* _DIRECTION_
For this exercise, repeat all of the material verbatim apart from its images.

* _SUPPLIED INFORMATION_
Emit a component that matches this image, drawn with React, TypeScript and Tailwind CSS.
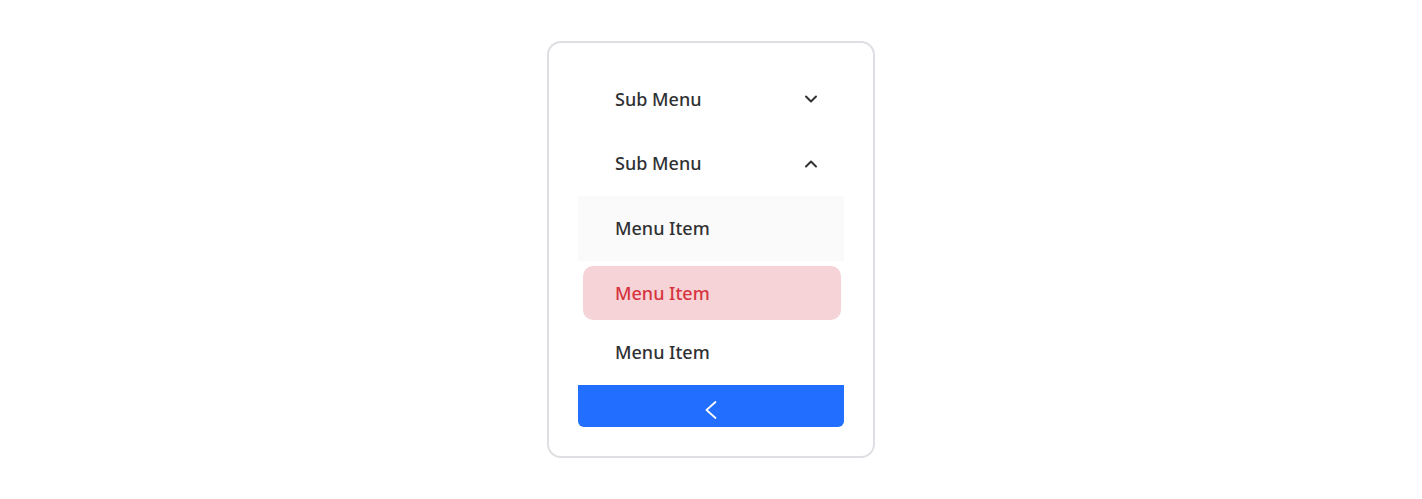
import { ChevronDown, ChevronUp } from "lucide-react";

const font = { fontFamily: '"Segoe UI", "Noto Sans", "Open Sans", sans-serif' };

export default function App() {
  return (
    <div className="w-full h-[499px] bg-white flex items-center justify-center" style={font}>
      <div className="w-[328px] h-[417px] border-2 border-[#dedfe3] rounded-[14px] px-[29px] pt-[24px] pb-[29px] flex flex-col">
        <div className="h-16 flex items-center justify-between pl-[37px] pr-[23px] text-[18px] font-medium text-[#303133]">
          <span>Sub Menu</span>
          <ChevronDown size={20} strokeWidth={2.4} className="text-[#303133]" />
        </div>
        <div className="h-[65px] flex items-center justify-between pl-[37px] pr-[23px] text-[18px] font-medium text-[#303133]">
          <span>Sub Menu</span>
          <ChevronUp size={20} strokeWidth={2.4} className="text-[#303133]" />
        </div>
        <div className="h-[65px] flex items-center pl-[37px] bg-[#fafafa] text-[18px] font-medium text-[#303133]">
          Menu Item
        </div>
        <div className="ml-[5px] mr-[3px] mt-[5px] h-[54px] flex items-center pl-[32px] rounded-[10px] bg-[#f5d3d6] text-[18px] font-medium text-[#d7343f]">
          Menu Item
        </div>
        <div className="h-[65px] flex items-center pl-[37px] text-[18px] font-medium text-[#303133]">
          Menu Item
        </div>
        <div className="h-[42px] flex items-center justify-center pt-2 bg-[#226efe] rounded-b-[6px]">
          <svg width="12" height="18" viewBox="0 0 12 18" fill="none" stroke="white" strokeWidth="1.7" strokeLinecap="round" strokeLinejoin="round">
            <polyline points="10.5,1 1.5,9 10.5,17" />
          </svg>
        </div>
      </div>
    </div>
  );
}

* _THE COMPLETED TASK_
Emit a component that matches this image, drawn with React, TypeScript and Tailwind CSS.
import { ChevronDown, ChevronUp } from "lucide-react";

const font = { fontFamily: '"Segoe UI", "Noto Sans", "Open Sans", sans-serif' };

export default function App() {
  return (
    <div className="w-full h-[499px] bg-white flex items-center justify-center" style={font}>
      <div className="w-[328px] h-[417px] border-2 border-[#dedfe3] rounded-[14px] px-[29px] pt-[24px] pb-[29px] flex flex-col">
        <div className="h-16 flex items-center justify-between pl-[37px] pr-[23px] text-[18px] font-medium text-[#303133]">
          <span>Sub Menu</span>
          <ChevronDown size={20} strokeWidth={2.4} className="text-[#303133]" />
        </div>
        <div className="h-[65px] flex items-center justify-between pl-[37px] pr-[23px] text-[18px] font-medium text-[#303133]">
          <span>Sub Menu</span>
          <ChevronUp size={20} strokeWidth={2.4} className="text-[#303133]" />
        </div>
        <div className="h-[65px] flex items-center pl-[37px] bg-[#fafafa] text-[18px] font-medium text-[#303133]">
          Menu Item
        </div>
        <div className="ml-[5px] mr-[3px] mt-[5px] h-[54px] flex items-center pl-[32px] rounded-[10px] bg-[#f5d3d6] text-[18px] font-medium text-[#d7343f]">
          Menu Item
        </div>
        <div className="h-[65px] flex items-center pl-[37px] text-[18px] font-medium text-[#303133]">
          Menu Item
        </div>
        <div className="h-[42px] flex items-center justify-center pt-2 bg-[#226efe] rounded-b-[6px]">
          <svg width="12" height="18" viewBox="0 0 12 18" fill="none" stroke="white" strokeWidth="1.7" strokeLinecap="round" strokeLinejoin="round">
            <polyline points="10.5,1 1.5,9 10.5,17" />
          </svg>
        </div>
      </div>
    </div>
  );
}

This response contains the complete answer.